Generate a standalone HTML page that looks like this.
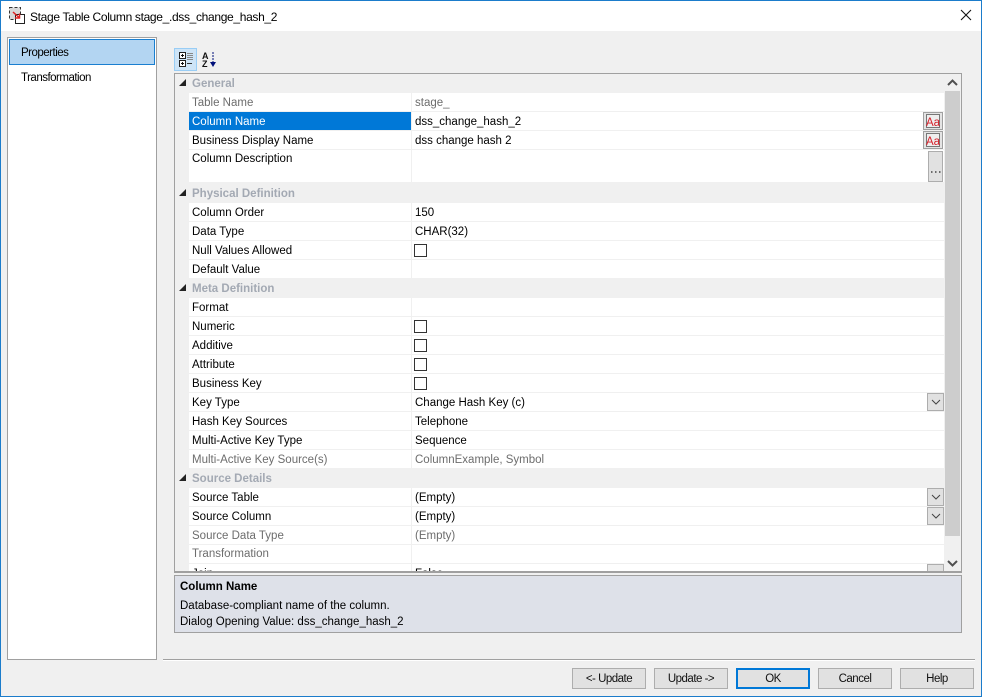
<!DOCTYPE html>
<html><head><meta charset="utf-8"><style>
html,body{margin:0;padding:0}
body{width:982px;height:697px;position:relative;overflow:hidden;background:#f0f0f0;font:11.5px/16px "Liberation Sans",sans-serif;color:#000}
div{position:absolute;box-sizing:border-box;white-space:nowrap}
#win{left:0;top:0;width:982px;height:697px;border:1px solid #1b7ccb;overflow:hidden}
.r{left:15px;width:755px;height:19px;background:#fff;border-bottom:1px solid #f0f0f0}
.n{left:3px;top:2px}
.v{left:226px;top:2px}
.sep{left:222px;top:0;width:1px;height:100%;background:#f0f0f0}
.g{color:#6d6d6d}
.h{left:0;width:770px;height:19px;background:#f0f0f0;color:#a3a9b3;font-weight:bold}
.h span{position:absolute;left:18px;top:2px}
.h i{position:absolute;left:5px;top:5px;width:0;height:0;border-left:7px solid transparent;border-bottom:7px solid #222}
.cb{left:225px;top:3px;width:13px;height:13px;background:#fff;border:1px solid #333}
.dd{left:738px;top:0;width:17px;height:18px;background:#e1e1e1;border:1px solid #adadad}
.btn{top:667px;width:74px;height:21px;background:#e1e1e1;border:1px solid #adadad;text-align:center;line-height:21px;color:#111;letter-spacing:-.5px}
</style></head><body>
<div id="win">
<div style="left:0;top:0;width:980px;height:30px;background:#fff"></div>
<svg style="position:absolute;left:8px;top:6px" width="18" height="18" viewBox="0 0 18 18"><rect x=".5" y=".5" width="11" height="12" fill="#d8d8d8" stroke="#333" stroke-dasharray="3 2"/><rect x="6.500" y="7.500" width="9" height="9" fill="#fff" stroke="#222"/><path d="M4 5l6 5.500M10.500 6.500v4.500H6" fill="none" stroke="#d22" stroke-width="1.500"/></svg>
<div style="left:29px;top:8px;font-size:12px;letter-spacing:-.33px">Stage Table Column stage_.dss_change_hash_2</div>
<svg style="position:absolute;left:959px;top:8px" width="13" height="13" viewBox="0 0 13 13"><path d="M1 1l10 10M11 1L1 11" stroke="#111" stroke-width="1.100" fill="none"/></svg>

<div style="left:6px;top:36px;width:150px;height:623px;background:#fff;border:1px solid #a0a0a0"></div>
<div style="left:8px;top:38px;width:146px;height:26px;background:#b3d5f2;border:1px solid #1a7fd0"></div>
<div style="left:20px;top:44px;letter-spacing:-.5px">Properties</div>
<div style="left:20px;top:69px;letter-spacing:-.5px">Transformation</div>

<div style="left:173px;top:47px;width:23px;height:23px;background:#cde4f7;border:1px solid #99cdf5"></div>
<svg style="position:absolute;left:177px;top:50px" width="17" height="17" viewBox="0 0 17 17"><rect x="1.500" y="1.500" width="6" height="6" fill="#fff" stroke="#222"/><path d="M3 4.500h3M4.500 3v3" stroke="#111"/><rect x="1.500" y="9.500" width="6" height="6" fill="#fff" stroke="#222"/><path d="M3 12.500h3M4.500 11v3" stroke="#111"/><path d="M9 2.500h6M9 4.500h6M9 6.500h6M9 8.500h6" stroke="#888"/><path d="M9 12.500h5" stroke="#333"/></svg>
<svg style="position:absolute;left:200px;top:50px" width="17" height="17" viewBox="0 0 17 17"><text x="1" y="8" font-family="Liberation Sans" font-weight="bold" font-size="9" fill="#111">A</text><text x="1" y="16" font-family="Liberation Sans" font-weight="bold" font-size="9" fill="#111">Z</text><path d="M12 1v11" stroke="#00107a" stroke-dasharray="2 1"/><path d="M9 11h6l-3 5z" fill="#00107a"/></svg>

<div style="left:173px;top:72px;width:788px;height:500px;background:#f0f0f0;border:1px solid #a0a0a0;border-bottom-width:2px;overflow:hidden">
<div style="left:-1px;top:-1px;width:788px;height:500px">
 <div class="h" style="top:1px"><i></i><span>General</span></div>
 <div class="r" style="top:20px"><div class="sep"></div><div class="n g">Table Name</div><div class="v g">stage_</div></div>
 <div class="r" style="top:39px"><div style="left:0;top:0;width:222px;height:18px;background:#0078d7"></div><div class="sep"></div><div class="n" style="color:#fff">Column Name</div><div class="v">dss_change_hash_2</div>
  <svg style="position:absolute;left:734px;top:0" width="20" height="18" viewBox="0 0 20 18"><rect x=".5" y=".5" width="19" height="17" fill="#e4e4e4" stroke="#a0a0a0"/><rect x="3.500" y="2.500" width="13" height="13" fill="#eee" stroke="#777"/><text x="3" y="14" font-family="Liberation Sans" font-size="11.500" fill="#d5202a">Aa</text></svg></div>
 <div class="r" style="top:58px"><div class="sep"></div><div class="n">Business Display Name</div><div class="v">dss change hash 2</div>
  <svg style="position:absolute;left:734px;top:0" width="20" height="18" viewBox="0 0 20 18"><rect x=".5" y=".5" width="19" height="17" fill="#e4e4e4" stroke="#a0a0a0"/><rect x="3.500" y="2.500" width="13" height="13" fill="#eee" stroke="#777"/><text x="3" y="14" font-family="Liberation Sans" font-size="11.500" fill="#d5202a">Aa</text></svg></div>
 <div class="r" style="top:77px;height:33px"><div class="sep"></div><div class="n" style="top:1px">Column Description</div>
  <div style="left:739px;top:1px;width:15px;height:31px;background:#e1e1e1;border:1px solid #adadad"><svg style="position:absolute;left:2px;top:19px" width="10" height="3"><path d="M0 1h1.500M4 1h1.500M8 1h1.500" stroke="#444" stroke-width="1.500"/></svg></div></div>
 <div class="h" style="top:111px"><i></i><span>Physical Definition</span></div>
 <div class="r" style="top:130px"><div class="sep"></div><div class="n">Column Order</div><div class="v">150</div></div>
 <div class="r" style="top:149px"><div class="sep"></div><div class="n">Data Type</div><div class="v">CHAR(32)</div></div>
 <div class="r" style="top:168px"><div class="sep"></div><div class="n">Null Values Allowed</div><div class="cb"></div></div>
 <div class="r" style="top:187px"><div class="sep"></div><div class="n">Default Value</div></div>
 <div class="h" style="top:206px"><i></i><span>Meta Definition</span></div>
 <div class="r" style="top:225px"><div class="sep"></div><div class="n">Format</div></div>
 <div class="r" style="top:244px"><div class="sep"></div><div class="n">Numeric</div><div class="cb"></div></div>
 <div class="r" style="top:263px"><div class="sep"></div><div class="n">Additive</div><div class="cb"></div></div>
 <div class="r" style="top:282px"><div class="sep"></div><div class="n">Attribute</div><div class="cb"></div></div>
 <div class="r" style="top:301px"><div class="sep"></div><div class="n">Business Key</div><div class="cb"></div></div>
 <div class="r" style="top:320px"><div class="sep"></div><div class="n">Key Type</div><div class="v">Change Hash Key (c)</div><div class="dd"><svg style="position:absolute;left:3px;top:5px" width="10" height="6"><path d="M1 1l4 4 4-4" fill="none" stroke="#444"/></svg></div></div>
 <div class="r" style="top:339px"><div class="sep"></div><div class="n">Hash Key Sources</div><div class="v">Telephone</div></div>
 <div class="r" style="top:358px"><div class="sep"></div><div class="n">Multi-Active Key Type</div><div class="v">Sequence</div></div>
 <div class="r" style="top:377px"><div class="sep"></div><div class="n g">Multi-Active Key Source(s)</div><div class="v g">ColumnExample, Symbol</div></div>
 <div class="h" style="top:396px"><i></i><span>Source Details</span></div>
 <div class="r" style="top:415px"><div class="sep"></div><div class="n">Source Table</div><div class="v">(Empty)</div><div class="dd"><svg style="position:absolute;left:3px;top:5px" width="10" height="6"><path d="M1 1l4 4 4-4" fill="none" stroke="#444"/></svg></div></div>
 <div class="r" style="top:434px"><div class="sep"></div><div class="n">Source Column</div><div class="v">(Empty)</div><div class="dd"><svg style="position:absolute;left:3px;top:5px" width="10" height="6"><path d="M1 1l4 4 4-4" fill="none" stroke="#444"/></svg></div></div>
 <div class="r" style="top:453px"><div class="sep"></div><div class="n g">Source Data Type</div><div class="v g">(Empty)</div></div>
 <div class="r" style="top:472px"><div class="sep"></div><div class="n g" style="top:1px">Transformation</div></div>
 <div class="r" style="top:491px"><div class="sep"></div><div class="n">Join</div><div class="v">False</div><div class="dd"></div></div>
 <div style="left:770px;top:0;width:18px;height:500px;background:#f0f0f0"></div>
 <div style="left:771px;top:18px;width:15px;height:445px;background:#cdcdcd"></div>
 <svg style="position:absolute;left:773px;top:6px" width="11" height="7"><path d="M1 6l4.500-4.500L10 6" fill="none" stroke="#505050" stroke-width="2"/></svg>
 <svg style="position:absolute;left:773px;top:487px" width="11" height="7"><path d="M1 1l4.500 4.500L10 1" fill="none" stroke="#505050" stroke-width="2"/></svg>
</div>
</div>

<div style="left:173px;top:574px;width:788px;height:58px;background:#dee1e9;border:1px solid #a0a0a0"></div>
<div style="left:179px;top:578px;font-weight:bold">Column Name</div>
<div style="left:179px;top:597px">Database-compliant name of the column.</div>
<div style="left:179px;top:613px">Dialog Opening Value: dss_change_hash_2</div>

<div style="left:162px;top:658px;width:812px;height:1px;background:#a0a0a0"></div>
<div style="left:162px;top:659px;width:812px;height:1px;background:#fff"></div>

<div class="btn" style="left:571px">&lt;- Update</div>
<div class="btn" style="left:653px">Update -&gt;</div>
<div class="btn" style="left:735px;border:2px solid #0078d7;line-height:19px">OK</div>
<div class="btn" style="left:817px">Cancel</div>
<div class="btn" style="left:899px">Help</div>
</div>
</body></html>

Given instruction:
Starting at the first line of the material, output exactly the lines up to and including the one with "1l10 10M11 1L1". Do not include the pictures.

Reply:
Generate a standalone HTML page that looks like this.
<!DOCTYPE html>
<html><head><meta charset="utf-8"><style>
html,body{margin:0;padding:0}
body{width:982px;height:697px;position:relative;overflow:hidden;background:#f0f0f0;font:11.5px/16px "Liberation Sans",sans-serif;color:#000}
div{position:absolute;box-sizing:border-box;white-space:nowrap}
#win{left:0;top:0;width:982px;height:697px;border:1px solid #1b7ccb;overflow:hidden}
.r{left:15px;width:755px;height:19px;background:#fff;border-bottom:1px solid #f0f0f0}
.n{left:3px;top:2px}
.v{left:226px;top:2px}
.sep{left:222px;top:0;width:1px;height:100%;background:#f0f0f0}
.g{color:#6d6d6d}
.h{left:0;width:770px;height:19px;background:#f0f0f0;color:#a3a9b3;font-weight:bold}
.h span{position:absolute;left:18px;top:2px}
.h i{position:absolute;left:5px;top:5px;width:0;height:0;border-left:7px solid transparent;border-bottom:7px solid #222}
.cb{left:225px;top:3px;width:13px;height:13px;background:#fff;border:1px solid #333}
.dd{left:738px;top:0;width:17px;height:18px;background:#e1e1e1;border:1px solid #adadad}
.btn{top:667px;width:74px;height:21px;background:#e1e1e1;border:1px solid #adadad;text-align:center;line-height:21px;color:#111;letter-spacing:-.5px}
</style></head><body>
<div id="win">
<div style="left:0;top:0;width:980px;height:30px;background:#fff"></div>
<svg style="position:absolute;left:8px;top:6px" width="18" height="18" viewBox="0 0 18 18"><rect x=".5" y=".5" width="11" height="12" fill="#d8d8d8" stroke="#333" stroke-dasharray="3 2"/><rect x="6.500" y="7.500" width="9" height="9" fill="#fff" stroke="#222"/><path d="M4 5l6 5.500M10.500 6.500v4.500H6" fill="none" stroke="#d22" stroke-width="1.500"/></svg>
<div style="left:29px;top:8px;font-size:12px;letter-spacing:-.33px">Stage Table Column stage_.dss_change_hash_2</div>
<svg style="position:absolute;left:959px;top:8px" width="13" height="13" viewBox="0 0 13 13"><path d="M1 1l10 10M11 1L1 11" stroke="#111" stroke-width="1.100" fill="none"/></svg>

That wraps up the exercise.